The Hebrew Congregation of Chautauqua proudly supports a Holocaust and Social Justice Education program for high school students in the greater Chautauqua area.
The Congregation underwrites the cost of a trip to Washington, DC for students and teachers in the program. The program has grown yearly, both in the number of high schools participating and the number of students.
Visit the program website at chqsocialjustice.org.
Leigh-Anne Hendrick, Program Director, is a high school social studies teacher with 24 years of classroom experience. Mrs. Hendrick has worked as a consultant with the United States Department of Education’s Teacher to Teacher training program and has presented both nationally and internationally. She has received training at the United States Holocaust Memorial Museum in Washington, D.C, and in 2005 was named one of fifteen Museum Teacher Fellows in the United States. She has been awarded the Toby Ticktin Back Award for Holocaust Education and RIT’s Distinguished Teacher recognition.

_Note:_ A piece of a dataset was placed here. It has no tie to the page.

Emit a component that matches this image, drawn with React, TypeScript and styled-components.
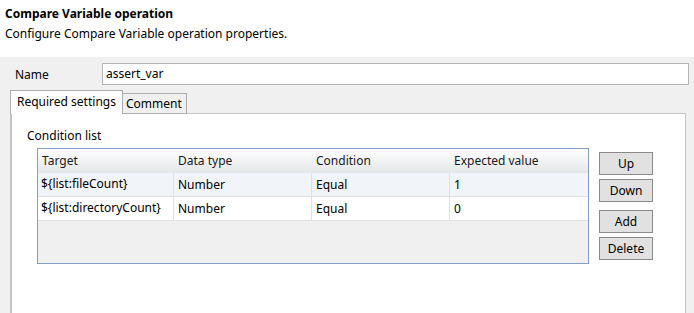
import React, { FC } from 'react';
import styled, { createGlobalStyle } from 'styled-components';

const GlobalStyle = createGlobalStyle`
	html, body {
		margin: 0;
		padding: 0;
		background: #ffffff;
	}
	body {
		font-family: 'Noto Sans', 'Liberation Sans', sans-serif;
		font-size: 12px;
		color: #000000;
	}
`;

type Row = { target: string; type: string; condition: string; expected: string };

const rows: Row[] = [
	{ target: '${list:fileCount}', type: 'Number', condition: 'Equal', expected: '1' },
	{ target: '${list:directoryCount}', type: 'Number', condition: 'Equal', expected: '0' },
];

const columns = ['Target', 'Data type', 'Condition', 'Expected value'];

const App: FC = () => {
	return (
		<Page>
			<GlobalStyle />
			<Header>
				<Title>Compare Variable operation</Title>
				<Subtitle>Configure Compare Variable operation properties.</Subtitle>
			</Header>
			<Body>
				<NameRow>
					<NameLabel>Name</NameLabel>
					<NameInput>assert_var</NameInput>
				</NameRow>
				<Tabs>
					<Tab $active>Required settings</Tab>
					<Tab>Comment</Tab>
				</Tabs>
				<TabPanel>
					<SectionLabel>Condition list</SectionLabel>
					<ListRow>
						<Table>
							<HeaderRow>
								{columns.map((c) => (
									<HeaderCell key={c}>{c}</HeaderCell>
								))}
							</HeaderRow>
							{rows.map((r, i) => (
								<DataRow key={r.target} $alt={i % 2 === 0}>
									<Cell>{r.target}</Cell>
									<Cell>{r.type}</Cell>
									<Cell>{r.condition}</Cell>
									<Cell>{r.expected}</Cell>
								</DataRow>
							))}
						</Table>
						<Buttons>
							<ButtonGroup>
								<Button>Up</Button>
								<Button>Down</Button>
							</ButtonGroup>
							<ButtonGroup>
								<Button>Add</Button>
								<Button>Delete</Button>
							</ButtonGroup>
						</Buttons>
					</ListRow>
				</TabPanel>
			</Body>
		</Page>
	);
};

const Page = styled.div`
	width: 694px;
	height: 313px;
	display: flex;
	flex-direction: column;
	overflow: hidden;
`;
const Header = styled.div`
	height: 57px;
	box-sizing: border-box;
	padding: 6px 5px 0 5px;
	display: flex;
	flex-direction: column;
	gap: 5px;
`;
const Title = styled.div`
	font-weight: bold;
	line-height: 15px;
`;
const Subtitle = styled.div`
	line-height: 15px;
`;
const Body = styled.div`
	flex: 1;
	background: #f0f0f0;
	padding: 6px 5px 0 10px;
	display: flex;
	flex-direction: column;
`;
const NameRow = styled.div`
	display: flex;
	align-items: center;
	height: 22px;
`;
const NameLabel = styled.div`
	width: 92px;
	padding-left: 5px;
	box-sizing: border-box;
`;
const NameInput = styled.div`
	flex: 1;
	height: 22px;
	box-sizing: border-box;
	border: 1px solid #b5b5b5;
	background: #ffffff;
	padding: 0 3px;
	line-height: 20px;
`;
const Tabs = styled.div`
	display: flex;
	align-items: flex-end;
	margin-top: 5px;
	height: 24px;
	position: relative;
	z-index: 1;
`;
const Tab = styled.div<{ $active?: boolean }>`
	box-sizing: border-box;
	height: ${(p) => (p.$active ? '24px' : '21px')};
	border: 1px solid #adadad;
	border-bottom: ${(p) => (p.$active ? 'none' : '1px solid #adadad')};
	border-left: ${(p) => (p.$active ? '1px solid #adadad' : 'none')};
	background: ${(p) => (p.$active ? '#ffffff' : '#f0f0f0')};
	padding: ${(p) => (p.$active ? '3px 6px 0 6px' : '2px 4px 0 3px')};
	line-height: 15px;
`;
const TabPanel = styled.div`
	flex: 1;
	margin-top: -1px;
	margin-right: 3px;
	background: #ffffff;
	border: 1px solid #c4c4c4;
	border-left: 2px solid #c4c4c4;
	border-bottom: none;
	padding: 14px 0 0 15px;
	display: flex;
	flex-direction: column;
`;
const SectionLabel = styled.div`
	line-height: 15px;
`;
const ListRow = styled.div`
	display: flex;
	margin-top: 5px;
	margin-left: 10px;
	gap: 10px;
`;
const Table = styled.div`
	width: 552px;
	height: 116px;
	box-sizing: border-box;
	border: 1px solid #829fc2;
	background: #f0f0f0;
	display: flex;
	flex-direction: column;
`;
const HeaderRow = styled.div`
	display: grid;
	grid-template-columns: 136px 138px 138px 138px;
	height: 24px;
	background: linear-gradient(#ffffff, #e4e6e9);
`;
const HeaderCell = styled.div`
	padding-left: 4px;
	line-height: 24px;
	color: #1a1a1a;
`;
const DataRow = styled.div<{ $alt?: boolean }>`
	display: grid;
	grid-template-columns: 136px 138px 138px 138px;
	height: 24px;
	box-sizing: border-box;
	border-bottom: 1px solid #e0e0e0;
	background: ${(p) => (p.$alt ? '#f1f5f9' : '#ffffff')};
`;
const Cell = styled.div`
	padding-left: 4px;
	line-height: 23px;
	border-right: 1px solid #e0e0e0;
	&:first-child {
		padding-left: 3px;
		line-height: 21px;
	}
	&:last-child {
		border-right: none;
	}
`;
const Buttons = styled.div`
	display: flex;
	flex-direction: column;
	gap: 8px;
	margin-top: 4px;
`;
const ButtonGroup = styled.div`
	display: flex;
	flex-direction: column;
	gap: 4px;
`;
const Button = styled.div`
	width: 54px;
	height: 23px;
	box-sizing: border-box;
	border: 1px solid #8a8a8a;
	background: #e1e1e1;
	text-align: center;
	line-height: 22px;
`;

export default App;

Most recently, Mrs. Hendrick has been working to expand Holocaust and human rights education in Chautauqua County, a mission she is passionate about. She is also a co-founding director of the Chautauqua Country Summer Institute for Human Rights and Genocide Studies. In both programs she has been instrumental in developing teacher and student training programs to broaden and deepen understanding of the Holocaust, genocide, human rights and social justice. She strives to empower students and educators to take an active role in our shared humanity.